16.2 Any failure to enforce, or delay in enforcing, any provision of this Agreement by either Party will not be construed to be a waiver of any breach of such provision or any other provision of this Agreement. No waiver of any breach of a provision of this Agreement will be effective unless made in writing and signed by an authorized representative of the waiving Party. The waiver of a breach of a provision of this Agreement will in no way be construed as a waiver of any subsequent breach of such provision or as a waiver of the provision itself.
16.3 The captions and headings used in this Agreement are inserted for convenience only and shall not affect the meaning or interpretation of this Agreement.

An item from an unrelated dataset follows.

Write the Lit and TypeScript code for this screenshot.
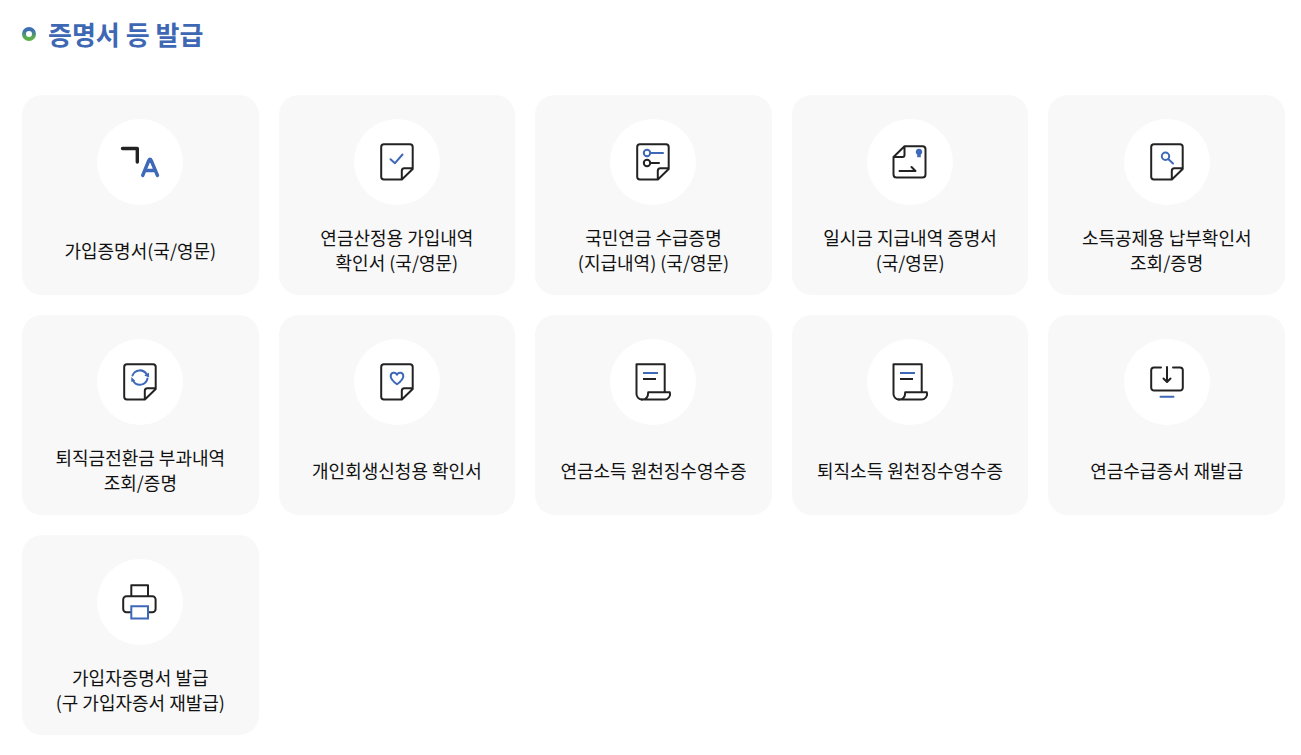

16.4 Should any provision of this Agreement, or any provision incorporated in this Agreement in the future, be or become invalid or unenforceable, the validity or enforceability of the other provisions of this Agreement shall not be affected thereby. The invalid or unenforceable provision shall be deemed to be substituted by a suitable and equitable provision which, to the extent legally permissible, comes as close as possible to the intent and purpose of the invalid or unenforceable provision. The same shall apply: (i) if the Parties have, unintentionally, failed to address a certain matter in this Agreement; in this case a suitable and equitable provision shall be deemed to have been agreed upon which comes as close as possible to what the parties, in the light of the intent and purpose of this Agreement, would have agreed upon if they had considered the matter; or (ii) if any provision of this Agreement is invalid because of the scope of any time period or performance stipulated herein; in this case a legally permissible time period or performance shall be deemed to have been agreed which comes as close as possible to the stipulated time period or performance.
16.5 This Agreement and the relationship between the Parties shall be governed by and interpreted in accordance with German law. The UN Convention on the International Sale of Goods (CISG) shall not apply. Each Party hereby irrevocably agrees to the exclusive jurisdiction of the courts of Hamburg, Germany.